Focus : anecdotes, détails cachés et trésors populaires

Église Signe particulier Village
Saint-Hilaire Un cadran solaire du XVIIIe siècle en pierre polychrome Sorcy-Saint-Martin
Saint-Remy La plus ancienne cloche conservée du département (datée de 1502) Sampigny
Saint-Pient Un retable Renaissance classé unique en Meuse Brillon-en-Barrois
Sainte-Catherine Portail roman à décors animaliers, rare en Lorraine Lavallée

Conseils pratiques pour découvrir ce patrimoine

  • Renseignez-vous toujours en mairie avant d’organiser la visite d’une petite église rurale souhaitée : beaucoup ne sont ouvertes que pour les offices, ou sur demande.
  • La Meuse, département de villages dispersés, implique souvent de courtes randonnées sur sentiers ou petites routes. Privilégiez le vélo ou la marche pour profiter du paysage.
  • Pendant l’été, des circuits des églises ouvertes (“Églises ouvertes Meuse”) permettent d’accéder, en visites guidées ou libres, à des joyaux souvent fermés le reste de l’année (Tourisme Meuse).
  • L’application gratuite « Patrimoine en Meuse » est recommandée pour géolocaliser les principaux sites religieux du département.

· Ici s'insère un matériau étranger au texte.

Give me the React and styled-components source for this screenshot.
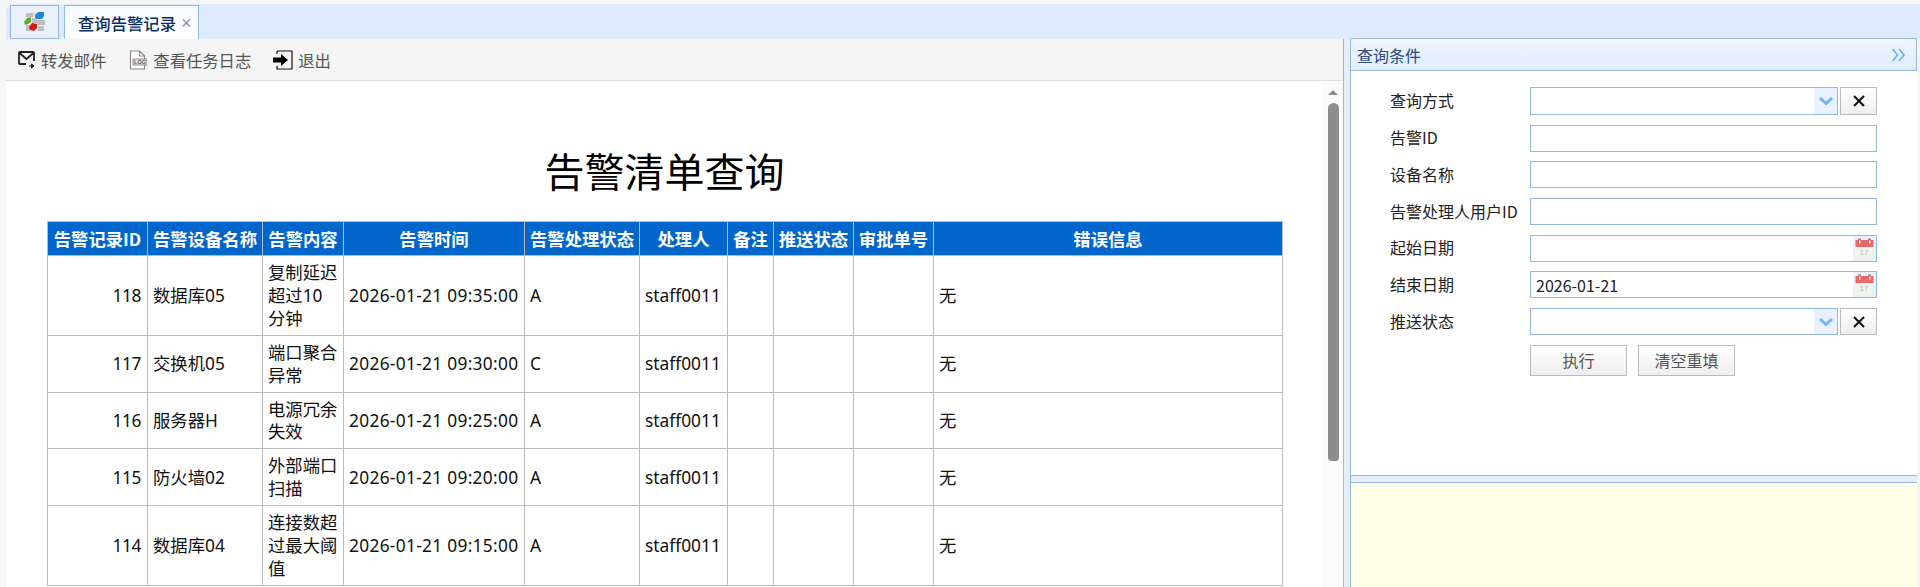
import React from "react";
import styled, { createGlobalStyle } from "styled-components";

const GlobalStyle = createGlobalStyle`
  html, body {
    margin: 0;
    padding: 0;
    background: #f6f6f6;
  }
  body {
    font-family: "Noto Sans CJK SC", "Liberation Sans", sans-serif;
  }
`;

const Frame = styled.div`
  width: 1920px;
  height: 587px;
  overflow: hidden;
  box-sizing: border-box;
  padding: 4px 0 0 6px;
  display: flex;
  flex-direction: column;
  background: #f6f6f6;
`;

const TabBar = styled.div`
  height: 35px;
  flex: none;
  box-sizing: border-box;
  padding: 1px 0 0 4px;
  display: flex;
  gap: 5px;
  background: #deeaff;
  border-top-left-radius: 8px;
`;

const Tab = styled.div`
  box-sizing: border-box;
  height: 34px;
  border: 1px solid #95b8e7;
  border-bottom: ${(p) => (p.$active ? "none" : "1px solid #95b8e7")};
  background: ${(p) => (p.$active ? "linear-gradient(#f6f9ff, #fff)" : "#e9f1ff")};
  display: flex;
  align-items: center;
  justify-content: ${(p) => (p.$active ? "flex-start" : "center")};
  width: ${(p) => (p.$active ? "135px" : "49px")};
  padding-left: ${(p) => (p.$active ? "13px" : "0")};
`;

const TabTitle = styled.span`
  font-size: 16.33px;
  font-weight: 500;
  color: #0e2d5f;
  white-space: nowrap;
`;

const TabClose = styled.span`
  margin-left: 5px;
  font-size: 18px;
  line-height: 18px;
  color: #7f93b5;
  font-family: "Liberation Sans", sans-serif;
`;

const Workspace = styled.div`
  flex: 1;
  min-height: 0;
  display: flex;
`;

const MainColumn = styled.div`
  width: 1337px;
  flex: none;
  display: flex;
  flex-direction: column;
  background: #fff;
`;

const Toolbar = styled.div`
  height: 42px;
  flex: none;
  box-sizing: border-box;
  padding-left: 12px;
  display: flex;
  align-items: center;
  gap: 22px;
  background: #f5f5f5;
  border-bottom: 1px solid #dedede;
`;

const ToolItem = styled.div`
  display: flex;
  align-items: center;
  gap: ${(p) => p.$gap || 6}px;
  font-size: 16.33px;
  color: #555;
`;

const ContentRow = styled.div`
  flex: 1;
  min-height: 0;
  display: flex;
`;

const ReportPane = styled.div`
  width: 1317px;
  flex: none;
  box-sizing: border-box;
  padding: 65px 0 0 41px;
  overflow: hidden;
`;

const ReportBody = styled.div`
  width: 1235px;
`;

const ReportTitle = styled.h1`
  margin: 0 0 27px;
  height: 48px;
  font-size: 40px;
  line-height: 48px;
  font-weight: 400;
  text-align: center;
  color: #000;
`;

const AlarmTable = styled.table`
  width: 1235px;
  table-layout: fixed;
  border-collapse: collapse;
  font-family: "Noto Sans", "Noto Sans CJK SC", sans-serif;
  font-size: 17.33px;
  color: #111;
`;

const HeadCell = styled.th`
  height: 33px;
  padding: 0;
  border: 1px solid #bbb;
  background: #0066cc;
  color: #fff;
  font-family: "Noto Sans CJK SC", sans-serif;
  font-size: 17.33px;
  font-weight: 700;
  text-align: center;
  white-space: nowrap;
`;

const Cell = styled.td`
  padding: 5px ${(p) => (p.$wrap ? 4 : 6)}px 5px 5px;
  border: 1px solid #bbb;
  line-height: 22.9px;
  text-align: ${(p) => (p.$right ? "right" : "left")};
  white-space: ${(p) => (p.$wrap ? "normal" : "nowrap")};
  letter-spacing: ${(p) => p.$spacing || "normal"};
`;

const ScrollTrack = styled.div`
  width: 20px;
  flex: none;
  box-sizing: border-box;
  padding-top: 9px;
  display: flex;
  flex-direction: column;
  align-items: center;
  background: #fbfbfb;
`;

const ScrollArrow = styled.div`
  width: 0;
  height: 0;
  border-left: 5px solid transparent;
  border-right: 5px solid transparent;
  border-bottom: 5px solid #8d8d8d;
`;

const ScrollThumb = styled.div`
  width: 11px;
  height: 358px;
  margin-top: 8px;
  background: #8d8d8d;
  border-radius: 6px 6px 4px 4px;
`;

const VSplitter = styled.div`
  width: 8px;
  flex: none;
  box-sizing: border-box;
  background: #e6eef8;
  border-left: 1px solid #95b8e7;
  border-right: 1px solid #95b8e7;
`;

const SidePanel = styled.div`
  width: 566px;
  flex: none;
  display: flex;
  flex-direction: column;
  background: #fff;
`;

const SideHeader = styled.div`
  height: 33px;
  flex: none;
  margin-top: -1px;
  box-sizing: border-box;
  padding: 0 10px 0 6px;
  display: flex;
  align-items: center;
  justify-content: space-between;
  background: linear-gradient(#eff5ff, #e0ecff);
  border: 1px solid #95b8e7;
  border-left: none;
  font-size: 16px;
  color: #2b4a7d;
`;

const QueryForm = styled.form`
  height: 404px;
  flex: none;
  box-sizing: border-box;
  margin: 0;
  padding: 16px 0 0 39px;
  display: grid;
  grid-template-columns: 140px 347px;
  grid-auto-rows: min-content;
  row-gap: 9.7px;
  font-size: 16px;
  color: #222;
`;

const FieldLabel = styled.label`
  display: flex;
  align-items: center;
  padding-bottom: 2px;
  white-space: nowrap;
`;

const ComboRow = styled.div`
  display: flex;
  gap: 2px;
`;

const FieldBox = styled.div`
  flex: 1;
  height: ${(p) => p.$height || 27}px;
  box-sizing: border-box;
  display: flex;
  border: 1px solid #95b8e7;
  background: #fff;
`;

const FieldInput = styled.input`
  flex: 1;
  min-width: 0;
  padding: 0 5px;
  border: none;
  outline: none;
  background: transparent;
  font-family: "Noto Sans CJK SC", sans-serif;
  font-size: 16px;
  color: #222;
`;

const FieldAddon = styled.span`
  width: 23px;
  flex: none;
  display: flex;
  align-items: center;
  justify-content: center;
  background: #e8f1ff;
`;

const ClearButton = styled.button`
  width: 37px;
  height: ${(p) => p.$height || 27}px;
  flex: none;
  padding: 0;
  display: flex;
  align-items: center;
  justify-content: center;
  border: 1px solid #bbb;
  background: linear-gradient(#fff, #eee);
`;

const ActionRow = styled.div`
  grid-column: 2;
  display: flex;
  gap: 11px;
`;

const ActionButton = styled.button`
  width: 97px;
  height: 31px;
  padding: 0;
  border: 1px solid #bbb;
  background: linear-gradient(#fff, #eee);
  font-family: "Noto Sans CJK SC", sans-serif;
  font-size: 16px;
  color: #555;
`;

const HSplitter = styled.div`
  height: 8px;
  flex: none;
  box-sizing: border-box;
  background: #e6eef8;
  border-top: 1px solid #95b8e7;
  border-bottom: 1px solid #95b8e7;
`;

const NotePane = styled.div`
  flex: 1;
  background: #fefee6;
`;

const AppLogo = () => (
  <svg width="22" height="20" viewBox="0 0 22 20">
    <path d="M2 1h7v4H2zM13 8h8v5h-8zM2 13h4v6H2zM14 14h6v5h-6zM8 6h5v5H8z" fill="#bdbdbd" />
    <path d="M9 0h2v5H9zM7 12h2v3H7zM13 13h1v3h-1z" fill="#e2e2e2" />
    <path d="M11 3l3-3h6v4l-2 3h-5l-2-1z" fill="#1e88d8" />
    <path d="M0 10l3-4 4-1v5l-3 2-3 1z" fill="#6aa52d" />
    <path d="M5 15l3-4 5 1v4l-3 3-4-1z" fill="#d81818" />
  </svg>
);

const MailIcon = () => (
  <svg width="17" height="19" viewBox="0 0 17 19">
    <path d="M8 14H2a1 1 0 0 1-1-1V3a1 1 0 0 1 1-1h13a1 1 0 0 1 1 1v8" fill="none" stroke="#222" strokeWidth="1.8" />
    <path d="M1.5 3l7 6 7-6" fill="none" stroke="#222" strokeWidth="1.8" />
    <path d="M11 16h4M13.5 14l2.5 2-2.5 2z" fill="#222" stroke="#222" strokeWidth="1" />
  </svg>
);

const LogIcon = () => (
  <svg width="19" height="20" viewBox="0 0 19 20">
    <path d="M2.5 16V1h9l5 5v13h-14z" fill="#fff" stroke="#8a8a8a" strokeWidth="1.2" />
    <path d="M11.5 1v5h5" fill="none" stroke="#8a8a8a" strokeWidth="1.2" />
    <rect x="5" y="9" width="14" height="6" fill="#e8e8e8" stroke="#777" strokeWidth="0.8" />
    <text x="12" y="14" fontSize="5.5" fontWeight="700" textAnchor="middle" fontFamily="Liberation Sans" fill="#555">
      LOG
    </text>
  </svg>
);

const ExitIcon = () => (
  <svg width="20" height="20" viewBox="0 0 20 20">
    <path d="M4 1h15v18H4v-3" fill="none" stroke="#111" strokeWidth="1.2" />
    <path d="M4 1v3" stroke="#111" strokeWidth="1.2" />
    <path d="M0 7.5h8V4l7 6-7 6v-3.5H0z" fill="#000" />
  </svg>
);

const ExpandIcon = () => (
  <svg width="15" height="14" viewBox="0 0 15 14">
    <path d="M1.5 1l5 6-5 6M8 1l5 6-5 6" fill="none" stroke="#6fb4f5" strokeWidth="1.7" />
  </svg>
);

const ChevronDown = () => (
  <svg width="14" height="8" viewBox="0 0 14 8">
    <path d="M1 1l6 5.5L13 1" fill="none" stroke="#6fb4f5" strokeWidth="3" />
  </svg>
);

const CrossIcon = () => (
  <svg width="12" height="12" viewBox="0 0 12 12">
    <path d="M1 1l10 10M11 1L1 11" stroke="#111" strokeWidth="2" />
  </svg>
);

const CalendarIcon = () => (
  <svg width="19" height="21" viewBox="0 0 19 21">
    <rect x="0.5" y="2" width="18" height="19" fill="#f3f3ee" />
    <rect x="0.5" y="2" width="18" height="7" fill="#e8686c" />
    <rect x="3" y="0.5" width="3" height="5" fill="#e8686c" />
    <rect x="13" y="0.5" width="3" height="5" fill="#e8686c" />
    <rect x="4" y="2.5" width="1.5" height="3" fill="#fff" />
    <rect x="14" y="2.5" width="1.5" height="3" fill="#fff" />
    <text x="9" y="17" fontSize="8" textAnchor="middle" fontFamily="Liberation Sans" fill="#bbb">
      17
    </text>
  </svg>
);

const columns = [
  { title: "告警记录ID", width: 100 },
  { title: "告警设备名称", width: 115 },
  { title: "告警内容", width: 81 },
  { title: "告警时间", width: 181 },
  { title: "告警处理状态", width: 115 },
  { title: "处理人", width: 88 },
  { title: "备注", width: 46 },
  { title: "推送状态", width: 80 },
  { title: "审批单号", width: 80 },
  { title: "错误信息", width: 349 },
];

const alarms = [
  { id: 118, device: "数据库05", content: "复制延迟超过10分钟", time: "2026-01-21 09:35:00", state: "A" },
  { id: 117, device: "交换机05", content: "端口聚合异常", time: "2026-01-21 09:30:00", state: "C" },
  { id: 116, device: "服务器H", content: "电源冗余失效", time: "2026-01-21 09:25:00", state: "A" },
  { id: 115, device: "防火墙02", content: "外部端口扫描", time: "2026-01-21 09:20:00", state: "A" },
  { id: 114, device: "数据库04", content: "连接数超过最大阈值", time: "2026-01-21 09:15:00", state: "A" },
];

const textFields = [
  { label: "告警ID" },
  { label: "设备名称" },
  { label: "告警处理人用户ID" },
];

function ComboField({ label, height }) {
  return (
    <>
      <FieldLabel>{label}</FieldLabel>
      <ComboRow>
        <FieldBox $height={height}>
          <FieldInput readOnly value="" />
          <FieldAddon>
            <ChevronDown />
          </FieldAddon>
        </FieldBox>
        <ClearButton type="button" $height={height}>
          <CrossIcon />
        </ClearButton>
      </ComboRow>
    </>
  );
}

function DateField({ label, value }) {
  return (
    <>
      <FieldLabel>{label}</FieldLabel>
      <FieldBox>
        <FieldInput readOnly value={value} />
        <FieldAddon>
          <CalendarIcon />
        </FieldAddon>
      </FieldBox>
    </>
  );
}

function App() {
  return (
    <>
      <GlobalStyle />
      <Frame>
        <TabBar>
          <Tab>
            <AppLogo />
          </Tab>
          <Tab $active>
            <TabTitle>查询告警记录</TabTitle>
            <TabClose>×</TabClose>
          </Tab>
        </TabBar>
        <Workspace>
          <MainColumn>
            <Toolbar>
              <ToolItem>
                <MailIcon />
                转发邮件
              </ToolItem>
              <ToolItem>
                <LogIcon />
                查看任务日志
              </ToolItem>
              <ToolItem $gap={5}>
                <ExitIcon />
                退出
              </ToolItem>
            </Toolbar>
            <ContentRow>
              <ReportPane>
                <ReportBody>
                  <ReportTitle>告警清单查询</ReportTitle>
                  <AlarmTable>
                    <colgroup>
                      {columns.map((col) => (
                        <col key={col.title} width={col.width} />
                      ))}
                    </colgroup>
                    <thead>
                      <tr>
                        {columns.map((col) => (
                          <HeadCell key={col.title}>{col.title}</HeadCell>
                        ))}
                      </tr>
                    </thead>
                    <tbody>
                      {alarms.map((row) => (
                        <tr key={row.id}>
                          <Cell $right $spacing="-0.4px">{row.id}</Cell>
                          <Cell>{row.device}</Cell>
                          <Cell $wrap>{row.content}</Cell>
                          <Cell $spacing="0.3px">{row.time}</Cell>
                          <Cell>{row.state}</Cell>
                          <Cell>staff0011</Cell>
                          <Cell />
                          <Cell />
                          <Cell />
                          <Cell>无</Cell>
                        </tr>
                      ))}
                    </tbody>
                  </AlarmTable>
                </ReportBody>
              </ReportPane>
              <ScrollTrack>
                <ScrollArrow />
                <ScrollThumb />
              </ScrollTrack>
            </ContentRow>
          </MainColumn>
          <VSplitter />
          <SidePanel>
            <SideHeader>
              查询条件
              <ExpandIcon />
            </SideHeader>
            <QueryForm>
              <ComboField label="查询方式" height={28} />
              {textFields.map((field) => (
                <React.Fragment key={field.label}>
                  <FieldLabel>{field.label}</FieldLabel>
                  <FieldBox>
                    <FieldInput readOnly value="" />
                  </FieldBox>
                </React.Fragment>
              ))}
              <DateField label="起始日期" value="" />
              <DateField label="结束日期" value="2026-01-21" />
              <ComboField label="推送状态" />
              <ActionRow>
                <ActionButton type="button">执行</ActionButton>
                <ActionButton type="button">清空重填</ActionButton>
              </ActionRow>
            </QueryForm>
            <HSplitter />
            <NotePane />
          </SidePanel>
        </Workspace>
      </Frame>
    </>
  );
}

export default App;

Poursuivre la route : une mosaïque d’histoires en filigrane

Explorer les églises rurales de la Meuse, c’est prendre le pouls d’un territoire discret, où chaque clocher raconte la solidité d’une culture paysanne forgée par les siècles. Ce patrimoine est résolument vivant : recueillir un concert d’orgue, traverser un village aux volets clos, tomber sur un baptistère de pierre, autant de moments de grâce qui n’existent peut-être nulle part ailleurs.

Derrière chaque portail, la surprise attend l'amateur comme le promeneur, du vitrail médiéval à la mémoire d’une communauté survivante. Plutôt que d’aller chercher ailleurs, l’invitation est lancée : parcourir la Meuse, c’est s’ouvrir à une ruralité profonde, à fleur de pierre, où l’art et la piété se devinent dans le murmure d’un clocher à l’autre.